食事も、ここですることにした。奥多摩のヤマメを使った、山川定食を頂く。他の店に行ってもいいのだが、今日の目的はここの見学なので、他の店にはいかなかった。脂ののった大きな奥多摩やまめの切り身を特製スパイスで味付けしフライにした、地元食材をふんだんに使用したボリュームのあるお料理で、甘みのあるオリジナルタルタルソースと共に頂く。川鱒らしいさっぱりした味で、タルタルソースはあまりつけない方が味わいが良いと思う。

山川定食[1100円)

やまめフライの断面図
ここは、20食限定のカレーが有名で、これも美味しい。
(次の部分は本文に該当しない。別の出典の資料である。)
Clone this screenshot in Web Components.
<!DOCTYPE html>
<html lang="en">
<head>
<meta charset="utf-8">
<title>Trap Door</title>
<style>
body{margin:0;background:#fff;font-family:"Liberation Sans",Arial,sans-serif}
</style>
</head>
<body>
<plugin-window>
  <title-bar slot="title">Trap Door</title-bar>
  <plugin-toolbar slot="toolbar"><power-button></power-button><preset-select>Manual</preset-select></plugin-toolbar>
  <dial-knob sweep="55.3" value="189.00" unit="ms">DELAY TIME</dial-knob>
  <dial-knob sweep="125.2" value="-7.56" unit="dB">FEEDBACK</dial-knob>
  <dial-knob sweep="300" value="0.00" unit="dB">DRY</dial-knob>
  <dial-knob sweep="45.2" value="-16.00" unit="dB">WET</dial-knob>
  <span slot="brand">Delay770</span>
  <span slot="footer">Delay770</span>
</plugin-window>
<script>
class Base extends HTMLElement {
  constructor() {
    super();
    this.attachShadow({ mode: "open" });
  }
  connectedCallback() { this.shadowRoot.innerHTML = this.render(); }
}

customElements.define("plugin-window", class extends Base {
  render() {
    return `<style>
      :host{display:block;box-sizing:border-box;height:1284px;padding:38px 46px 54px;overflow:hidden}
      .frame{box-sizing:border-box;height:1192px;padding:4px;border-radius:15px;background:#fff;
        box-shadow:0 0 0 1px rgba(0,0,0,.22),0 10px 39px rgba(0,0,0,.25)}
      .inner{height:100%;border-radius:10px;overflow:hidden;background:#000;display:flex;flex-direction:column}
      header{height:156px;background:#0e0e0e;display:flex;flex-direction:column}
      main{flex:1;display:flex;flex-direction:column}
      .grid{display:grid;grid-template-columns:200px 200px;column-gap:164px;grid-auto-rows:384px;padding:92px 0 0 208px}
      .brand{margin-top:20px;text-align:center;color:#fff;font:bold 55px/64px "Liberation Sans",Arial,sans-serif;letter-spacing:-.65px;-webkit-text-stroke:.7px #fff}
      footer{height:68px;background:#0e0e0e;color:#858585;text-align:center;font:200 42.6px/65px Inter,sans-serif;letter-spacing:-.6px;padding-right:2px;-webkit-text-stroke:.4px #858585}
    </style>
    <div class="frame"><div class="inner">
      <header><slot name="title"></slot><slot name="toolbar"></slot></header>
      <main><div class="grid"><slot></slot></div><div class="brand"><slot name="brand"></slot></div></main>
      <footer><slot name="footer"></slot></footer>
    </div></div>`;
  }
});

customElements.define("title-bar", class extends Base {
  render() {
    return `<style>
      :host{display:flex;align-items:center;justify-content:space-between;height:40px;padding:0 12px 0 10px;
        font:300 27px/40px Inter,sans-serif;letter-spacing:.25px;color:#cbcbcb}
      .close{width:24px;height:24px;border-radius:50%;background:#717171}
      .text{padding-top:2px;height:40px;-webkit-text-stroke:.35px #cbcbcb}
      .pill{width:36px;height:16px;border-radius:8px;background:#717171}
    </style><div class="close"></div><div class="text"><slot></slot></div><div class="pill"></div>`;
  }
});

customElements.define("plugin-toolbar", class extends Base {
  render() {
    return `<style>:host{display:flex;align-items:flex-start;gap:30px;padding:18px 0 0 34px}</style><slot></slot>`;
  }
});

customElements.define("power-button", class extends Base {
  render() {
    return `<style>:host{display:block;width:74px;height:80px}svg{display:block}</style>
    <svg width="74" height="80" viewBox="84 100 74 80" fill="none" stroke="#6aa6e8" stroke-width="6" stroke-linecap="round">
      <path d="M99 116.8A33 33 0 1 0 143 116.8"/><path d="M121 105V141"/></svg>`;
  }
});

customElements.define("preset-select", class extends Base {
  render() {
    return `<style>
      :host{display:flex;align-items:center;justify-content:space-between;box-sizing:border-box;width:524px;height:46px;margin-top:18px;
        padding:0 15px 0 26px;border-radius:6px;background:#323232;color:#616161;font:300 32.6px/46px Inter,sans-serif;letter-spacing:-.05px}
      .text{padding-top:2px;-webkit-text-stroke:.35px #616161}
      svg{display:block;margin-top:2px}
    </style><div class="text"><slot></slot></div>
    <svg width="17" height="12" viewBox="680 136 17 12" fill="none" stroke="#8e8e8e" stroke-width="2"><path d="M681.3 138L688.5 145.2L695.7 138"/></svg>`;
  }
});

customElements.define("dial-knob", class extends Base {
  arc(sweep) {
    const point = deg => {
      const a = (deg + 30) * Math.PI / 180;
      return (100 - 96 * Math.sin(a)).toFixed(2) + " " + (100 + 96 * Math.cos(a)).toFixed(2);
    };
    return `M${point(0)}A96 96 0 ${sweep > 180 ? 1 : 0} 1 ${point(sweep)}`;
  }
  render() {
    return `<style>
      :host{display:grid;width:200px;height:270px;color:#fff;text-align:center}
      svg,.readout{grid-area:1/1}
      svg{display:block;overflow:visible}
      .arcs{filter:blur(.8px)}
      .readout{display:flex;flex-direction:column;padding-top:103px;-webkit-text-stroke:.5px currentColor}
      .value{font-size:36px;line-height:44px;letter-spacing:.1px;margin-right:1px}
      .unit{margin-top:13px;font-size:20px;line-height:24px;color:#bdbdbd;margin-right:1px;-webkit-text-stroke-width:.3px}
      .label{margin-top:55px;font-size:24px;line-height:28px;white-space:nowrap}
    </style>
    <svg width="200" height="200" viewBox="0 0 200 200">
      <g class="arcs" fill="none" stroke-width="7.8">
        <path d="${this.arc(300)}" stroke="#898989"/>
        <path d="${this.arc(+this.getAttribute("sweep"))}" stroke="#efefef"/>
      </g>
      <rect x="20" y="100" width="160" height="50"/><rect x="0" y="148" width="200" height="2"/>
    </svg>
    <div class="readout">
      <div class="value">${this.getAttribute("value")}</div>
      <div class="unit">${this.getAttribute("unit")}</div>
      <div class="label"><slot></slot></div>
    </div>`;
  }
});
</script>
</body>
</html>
両方食べてみた結果、私のお勧めは山川定食である。ここの食堂には、全く風情はないから、誰かと美味しい物を食べに行こうというツアーならば、街道沿いのドライブインや食堂に寄った方が雰囲気がいいだろう。 意外にたくさんの地元食材を使ったメニューがある。 写真を撮っている時に、誤ってみそ汁をひっくり返してしまったのだが、有難いことに、新しいみそ汁を出してくれた。この地元の味噌もお土産で買うことができる。

小河内ダムカレー
ごはんをダム、カレーのルーを湖水に見立てる「ダムカレー」は、ここ以外にも提供するところが増え始めた。小河内ダムカレーには、管理船に見立てたゆで卵、ドラム缶橋を再現した人参など、芸が細かい。
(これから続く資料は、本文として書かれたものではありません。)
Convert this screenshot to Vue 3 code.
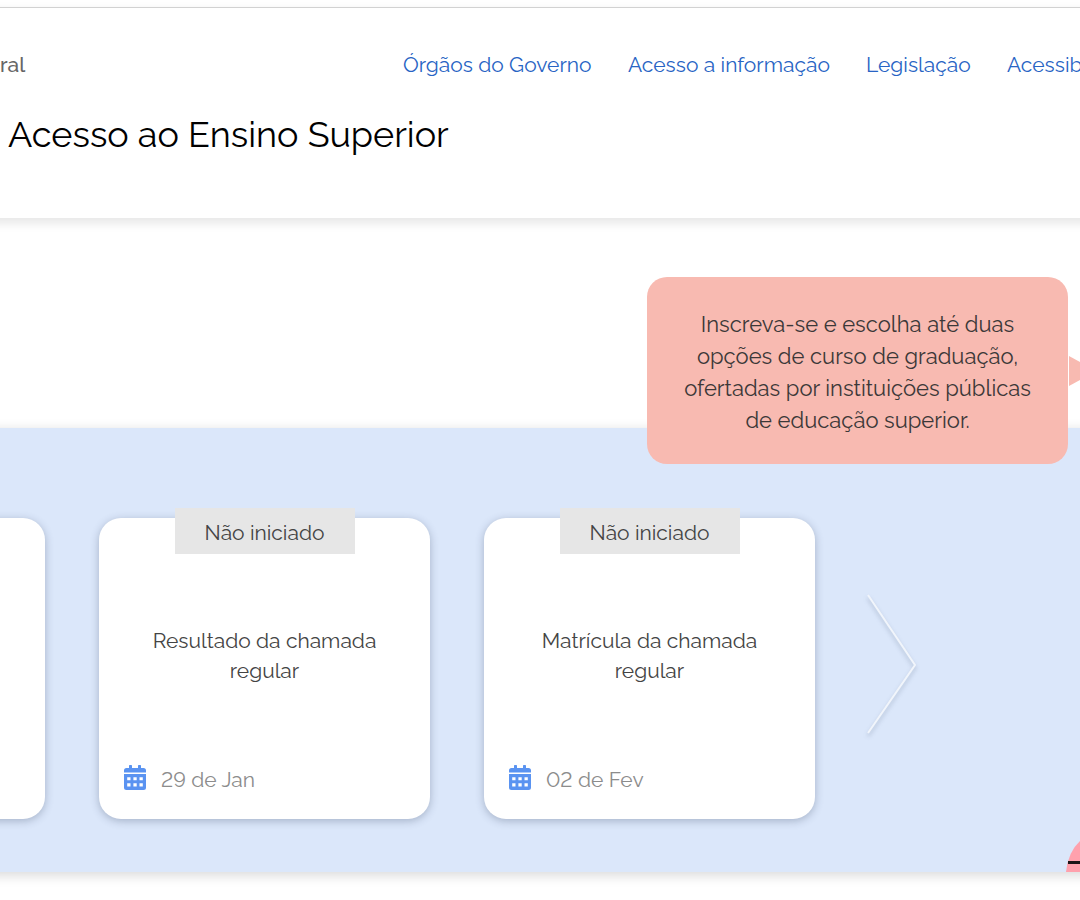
<script setup>
const links = ['Órgãos do Governo', 'Acesso a informação', 'Legislação', 'Acessib']
const steps = [
  { title: 'Resultado da chamada regular', date: '29 de Jan', status: 'Não iniciado' },
  { title: 'Matrícula da chamada regular', date: '02 de Fev', status: 'Não iniciado' },
]
</script>

<template>
  <div class="page">
    <header class="header">
      <div class="top">
        <span class="brand">ral</span>
        <nav class="links">
          <a v-for="link in links" :key="link" href="#">{{ link }}</a>
        </nav>
      </div>
      <h1>Acesso ao Ensino Superior</h1>
    </header>

    <main class="main">
      <aside class="bubble">
        <p>Inscreva-se e escolha até duas<br />opções de curso de graduação,<br />ofertadas por instituições públicas<br />de educação superior.</p>
        <svg class="pointer" viewBox="0 0 11 30" aria-hidden="true"><path d="M0 0 11 6V24L0 30Z" fill="#f8bab1" /></svg>
      </aside>

      <section class="schedule">
        <div class="track">
          <article class="card edge"></article>
          <article v-for="step in steps" :key="step.title" class="card">
            <span class="status">{{ step.status }}</span>
            <h2>{{ step.title }}</h2>
            <div class="date">
              <svg viewBox="0 0 22 25" aria-hidden="true">
                <path
                  fill="#5a93f1"
                  fill-rule="evenodd"
                  d="M0 7.500V5.500Q0 3 2.500 3H5V.7Q5 0 5.700 0H7.300Q8 0 8 .7V3H14V.7Q14 0 14.700 0H16.300Q17 0 17 .7V3H19.500Q22 3 22 5.500V7.500ZM0 9H22V22.500Q22 25 19.500 25H2.500Q0 25 0 22.500ZM3.200 12.300V15.300H6.500V12.300ZM9.400 12.300V15.300H12.700V12.300ZM15.500 12.300V15.300H18.800V12.300ZM3.200 18.300V21.500H6.500V18.300ZM9.400 18.300V21.500H12.700V18.300ZM15.500 18.300V21.500H18.800V18.300Z"
                />
              </svg>
              <span>{{ step.date }}</span>
            </div>
          </article>
          <button class="next" type="button" aria-label="Próximo">
            <svg viewBox="0 0 54 148" aria-hidden="true"><path d="M3 3 50 73 3 141" fill="none" stroke="#f1f5fb" stroke-width="2" /></svg>
          </button>
        </div>
        <svg class="figure" viewBox="0 0 14 32" aria-hidden="true">
          <path d="M0 32Q2 12 14 1V32Z" fill="#ffa1ad" />
          <path d="M2 22.500H14" stroke="#1c1416" stroke-width="3" />
        </svg>
      </section>
    </main>
  </div>
</template>

<style>
body {
  margin: 0;
  background: #fff;
}
</style>

<style scoped>
.page {
  padding-top: 7px;
  overflow: hidden;
  color: #444;
  font-family: Raleway, Lato, "Open Sans", sans-serif;
  font-size: 21px;
  font-variant-numeric: lining-nums;
  line-height: 30px;
}
.header {
  box-sizing: border-box;
  min-height: 212px;
  margin: 0 -20px;
  padding: 42px 20px 0;
  border-top: 1px solid #d2d2d2;
  border-bottom: 1px solid #ebebeb;
  box-shadow: 0 4px 10px rgba(0, 0, 0, 0.1);
}
.top {
  display: flex;
}
.brand {
  flex: 0 0 403px;
  color: #666;
  font-weight: 500;
}
.links {
  display: grid;
  grid-template-columns: 225px 238px 141px auto;
  white-space: nowrap;
}
.links a {
  color: #2864c4;
  text-decoration: none;
}
h1 {
  margin: 30px 8px 0;
  color: #000;
  font-size: 36px;
  font-weight: 400;
  line-height: 48px;
}
.main {
  position: relative;
  padding: 209px 0 40px;
}
.bubble {
  position: absolute;
  top: 58px;
  right: 12px;
  z-index: 1;
  box-sizing: border-box;
  width: 421px;
  padding: 31px 20px 28px;
  border-radius: 20px;
  background: #f8bab1;
  color: #3c3838;
  font-size: 22px;
  line-height: 32px;
  text-align: center;
}
.bubble p {
  margin: 0;
  white-space: nowrap;
}
.pointer {
  position: absolute;
  top: 79px;
  left: 100%;
  width: 11px;
  height: 30px;
  margin-left: 1px;
}
.schedule {
  position: relative;
  margin: 0 -20px;
  padding: 90px 20px 53px;
  background: #dbe7fa;
  box-shadow: 0 3px 12px rgba(0, 0, 0, 0.16);
}
.track {
  display: flex;
  gap: 54px;
  margin-left: -286px;
}
.card {
  display: flex;
  flex: 0 0 331px;
  flex-direction: column;
  align-items: center;
  box-sizing: border-box;
  min-height: 301px;
  padding: 0 25px 24px;
  border-radius: 22px;
  background: #fff;
  box-shadow: 0 2px 8px rgba(50, 65, 95, 0.32);
}
.status {
  box-sizing: border-box;
  width: 180px;
  margin-top: -10px;
  padding: 10px 0 6px;
  background: #e6e6e6;
  text-align: center;
}
h2 {
  width: 240px;
  margin: 72px 0 0;
  font-size: 21px;
  font-weight: 400;
  text-align: center;
}
.date {
  display: flex;
  gap: 15px;
  align-items: center;
  align-self: stretch;
  margin-top: auto;
  color: #8c8c8c;
}
.date svg {
  width: 22px;
  height: 25px;
  margin-bottom: 5px;
}
.next {
  align-self: center;
  margin: 0 0 5px -4px;
  padding: 0;
  border: 0;
  background: none;
  cursor: pointer;
}
.next svg {
  display: block;
  width: 54px;
  height: 148px;
  filter: drop-shadow(0 3px 2px rgba(60, 80, 110, 0.3));
}
.figure {
  position: absolute;
  right: 20px;
  bottom: 0;
  width: 14px;
  height: 32px;
}
</style>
限定のカレー以外にも、鹿の焼肉定食や、ニジマスの焼き魚定食もある。
もちろん、お土産も売っている。栗やワサビが名産のようで、それらしい地味なお土産が並んでいる。どこにでも羊羹は売っていて、ごつい栗羊羹が美味しそうなので購入しようかと思ったが、ワサビ漬けの方が美味しそうなので、ワサビ漬を購入した。このワサビ漬けが手作り感があり、ワサビの味が自然で美味しい。 「たまみつ」の名で、地元でとれたはちみつも販売している。地域独自のはちみつは、当然その地域の花の蜜だけでできているので、それぞれ繊細な違いがあって面白い。大量生産のはちみつは、海外から購入したはちみつをブレンドしてしまうから、どれも同じ味になってしまう。

栗羊羹ならびに、ごっつい羊羹達

たまみつ

ワサビやそば粉のふりかけ
(ふりかけでご飯を食べないので買わない)

「そのまま栗の実」という栗のお菓子も買った
人に上げたが、美味しかったとのこと。

ワサビ漬けは、静岡の物より量産感がなく、お勧め。
蕎麦や、味噌なども売っている。
秋になれば、多摩地区で作られているジャガイモ「治助」を買うことができる。ジャガイモが日本に初めて伝わった当時(江戸時代)の品種と言われていて、味が濃く、奥多摩では昔から煮崩れしない品種なので、奥多摩では昔から煮っころがしやネギ味噌で和えて食べていた。形はメークインに似ているが、大きさは小粒。その分、味が濃縮されて美味しい。直ぐに売り切れるので、欲しい人は予約しておいた方が良いそうだ。

ジャガイモ「治助」
中央自動車道に乗れば、品川までさほど遠くないので、首都高速の芝浦ICまで渋滞もなくささっと戻れた。家に戻ると夕食に丁度よい時間である。クルマを地下にしまって、近所の寿司屋へと向かう。ここは、普段はビジネス街なのだが、土日はマンションの住人が客のほとんどを占める。今日からつけ場に立つ若手のSくんが、常連組の前に配置される。皆さん、つけ場に立つ彼を褒める、褒める。 多分、店では厳しくされてるのだろうから、客の方が褒めて伸ばそうとしている。

最初にアジのなめろうを作ってもらった。

カッパとトロ鉄火を握ってもらう。
切るバランスはともかく、塩梅は悪くない。
(トロ鉄火は、既に2個食べた)

鯖の棒寿司はうまく切れた。
その後も、いくつか初夏の魚を握ってもらって、美味しく頂いた。
ツーリングは、泊まりで行くのが楽しいけれど、今日みたいに一人で走りに行くならば、このくらいの距離が適当であろう。昼前に出ても、夕食の時間には戻ってこられるわけで、疲労も少ない。 ただし、帰ってすぐにカウンターに座って、冷酒から始めると、喉が渇いているからか、一気に飲んでしまい、すぐに酔ってしまう。最初はビールにしておけば良かったと反省。 折角、最初に気を利かせて、茨城の取れたての枝豆を出してくれたのに。
この日に頼んだお酒は、浦霞と一ノ蔵だったはず。 多分。